Eur J Clin Microbiol Infect Dis. 2017 Jan;36(1):65-74. doi: 10.1007/s10096-016-2771-0. Epub 2016 Sep 9.
Rapid nucleic acid amplification tests for methicillin-resistant Staphylococcus aureus (MRSA) diagnostics commonly target the mec resistance gene, genes specific for S. aureus, and the integration site for the SCCmec resistance cassette, orfX. Due to poor specificity when these target genes are used individually, additional culture is required to verify positive results. The combination of these targets is useful, but the optimal algorithm may depend on the presence of the genetic markers in S. aureus isolates, as well as the prevalence of MRSA in a population. The aim of the present study was to identify a rapid, low-cost, and functional screening algorithm in order to reduce the response time for MRSA diagnostics. An in-house orfX-SCCmec polymerase chain reaction (PCR) assay was established and evaluated. The results were compared with an existing mec/nuc PCR assay and traditional culture. Methicillin-sensitive S. aureus (MSSA) that tested false-positive in the orfX-SCCmec PCR assay were further investigated with full genome sequencing using the Ion PGM™ System to verify results and causality. Based on these data, a two-step screening algorithm with initial mec/nuc PCR followed by orfX-SCCmec PCR on positive samples was suggested and tested on 1443 patient samples. 22.5 % of MSSA isolates tested false-positive with the orfX-SCCmec PCR. Full genome sequencing of these isolates identified genetic variation in the attB region of S. aureus, including empty cassette variants and non-mec SCC. The suggested two-step MRSA screening algorithm allowed us to report MRSA results for 95.6 % of all samples and 99 % of MRSA-negative samples after one day.
用于耐甲氧西林金黄色葡萄球菌(MRSA)诊断的快速核酸扩增试验通常靶向mec耐药基因、金黄色葡萄球菌特异性基因、SCCmec耐药盒的整合位点orfX。

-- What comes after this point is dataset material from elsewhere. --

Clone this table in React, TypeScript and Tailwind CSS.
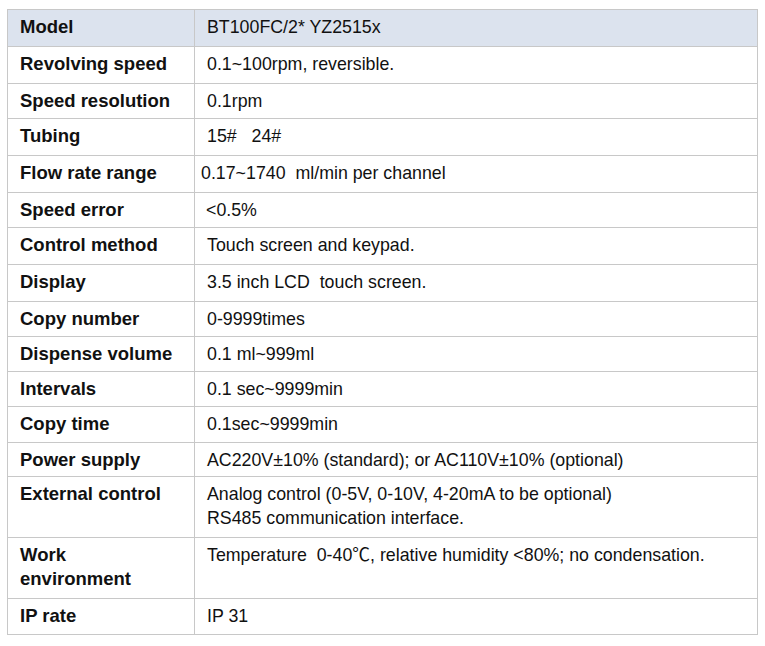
import React from 'react';

type SpecRow = {
  label: string;
  value: string;
  h: string;
  pad?: string;
  header?: boolean;
};

const rows: SpecRow[] = [
  { label: 'Model', value: 'BT100FC/2* YZ2515x', h: 'h-[37px]', header: true },
  { label: 'Revolving speed', value: '0.1~100rpm, reversible.', h: 'h-[37px]' },
  { label: 'Speed resolution', value: '0.1rpm', h: 'h-[35px]' },
  { label: 'Tubing', value: '15#   24#', h: 'h-[37px]' },
  { label: 'Flow rate range', value: '0.17~1740  ml/min per channel', h: 'h-[37px]', pad: 'pl-[6px]' },
  { label: 'Speed error', value: '<0.5%', h: 'h-[35px]', pad: 'pl-[11px]' },
  { label: 'Control method', value: 'Touch screen and keypad.', h: 'h-[37px]' },
  { label: 'Display', value: '3.5 inch LCD  touch screen.', h: 'h-[37px]' },
  { label: 'Copy number', value: '0-9999times', h: 'h-[35px]' },
  { label: 'Dispense volume', value: '0.1 ml~999ml', h: 'h-[35px]' },
  { label: 'Intervals', value: '0.1 sec~9999min', h: 'h-[35px]' },
  { label: 'Copy time', value: '0.1sec~9999min', h: 'h-[36px]' },
  { label: 'Power supply', value: 'AC220V±10% (standard); or AC110V±10% (optional)', h: 'h-[34px]' },
  {
    label: 'External control',
    value: 'Analog control (0-5V, 0-10V, 4-20mA to be optional)\nRS485 communication interface.',
    h: 'h-[61px]',
  },
  {
    label: 'Work\nenvironment',
    value: 'Temperature  0-40℃, relative humidity <80%; no condensation.',
    h: 'h-[61px]',
  },
  { label: 'IP rate', value: 'IP 31', h: 'h-[35px]' },
];

export default function App() {
  return (
    <div className="w-[765px] h-[646px] bg-white pt-[9px] pl-[7px] font-['Liberation_Sans','Noto_Sans_CJK_SC',sans-serif] leading-[24px] text-[#111]">
      <div className="w-[751px] border border-[#c8c8c8]">
        {rows.map((row, i) => (
          <div
            key={row.label}
            className={`flex ${row.h} ${i < rows.length - 1 ? 'border-b border-[#c8c8c8]' : ''} ${
              row.header ? 'bg-[#dce3ee]' : 'bg-white'
            }`}
          >
            <div className="w-[187px] shrink-0 border-r border-[#c8c8c8] pl-3 pt-[5px] text-[18.5px] font-bold whitespace-pre-line">
              {row.label}
            </div>
            <div className={`flex-1 pt-[5px] text-[17.8px] whitespace-pre ${row.pad ?? 'pl-3'}`}>{row.value}</div>
          </div>
        ))}
      </div>
    </div>
  );
}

由于单独使用这些靶基因时特异性较差,需要额外培养以验证阳性结果。这些靶标的组合是有用的,但最佳算法可能取决于金黄色葡萄球菌分离株中遗传标记的存在情况以及人群中MRSA的流行率。本研究的目的是确定一种快速、低成本且有效的筛查算法,以缩短MRSA诊断的响应时间。建立并评估了一种内部orfX-SCCmec聚合酶链反应(PCR)检测方法。将结果与现有的mec/nuc PCR检测方法和传统培养方法进行比较。对在orfX-SCCmec PCR检测中呈假阳性的甲氧西林敏感金黄色葡萄球菌(MSSA),使用Ion PGM™系统通过全基因组测序进一步研究,以验证结果和因果关系。基于这些数据,提出了一种两步筛查算法,即首先进行mec/nuc PCR,然后对阳性样本进行orfX-SCCmec PCR,并在1443份患者样本上进行了测试。22.5%的MSSA分离株在orfX-SCCmec PCR检测中呈假阳性。对这些分离株的全基因组测序确定了金黄色葡萄球菌attB区域的基因变异,包括空盒变体和非mec SCC。建议的两步MRSA筛查算法使我们能够在一天后报告95.6%的所有样本和99%的MRSA阴性样本的MRSA结果。